Why CockroachDB doesn't use EvalPlanQual

135 points by michae2 1 year ago | 58 comments
  • michae2 1 year ago
    Author here. We've spent the past year adding read committed isolation to CockroachDB.

    There were many interesting design decisions, such as:

    - whether to use multiple snapshots or a single snapshot per statement

    - how to handle read uncertainty intervals

    - how to incorporate SELECT FOR UPDATE locking into Raft

    - how to handle SELECT FOR UPDATE subqueries

    - how to prevent lost update anomalies between two UPDATEs

    Some of the gory details are in the public RFC: https://github.com/cockroachdb/cockroach/blob/master/docs/RF...

    This blog post just discusses the last point, but please AMA.

    • sbstp 1 year ago
      Why is Cockroach adding READ COMMITTED? Is using a lower level of isolation better for performance or just reduces the amount of serialization errors and retries that need to be done?
      • kogir 1 year ago
        READ COMMITTED is great for applications that need a coherent snapshot of the database but not necessarily the absolutely most recent data, which in my experience is actually most apps.

        It allows readers to see valid data (relationships are correct), while not blocking writers. It can be the difference between constant deadlocks and super-high throughput without lock contention.

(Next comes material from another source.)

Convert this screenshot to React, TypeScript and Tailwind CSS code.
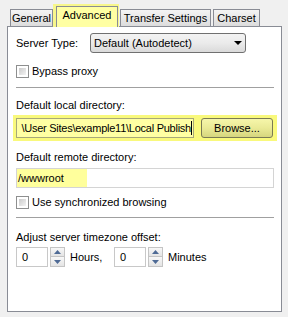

        • michae2 1 year ago
          The main motivation is reduce serialization errors, for applications that can handle the weaker isolation level. Especially for applications that were previously running fine under RC on another database.
        • nextaccountic 1 year ago
          Can this improvement also be implemented in Postgresql, removing the need for EvalPlanQual?

          Maybe as an option with a new syntax (UPDATE .. WHERE .. RETRYING) or something like this.

        • foota 1 year ago
          It's often talked about how new sql databases offer better scalability than standard SQL databases, but I think it's maybe sometimes underappreciated how (some, not all) of them are also much simpler in terms of their consistency models.

          I'd speculate this is because postgres and friends try to eek out every bit of single node performance (which helps with single row throughout and overall throughout, which is obviously much better for them than newsql) but the scalability of new SQL databases might allow them to prefer easy consistency over single node performance.

          Possibly this is also just the passage of time benefiting newer systems.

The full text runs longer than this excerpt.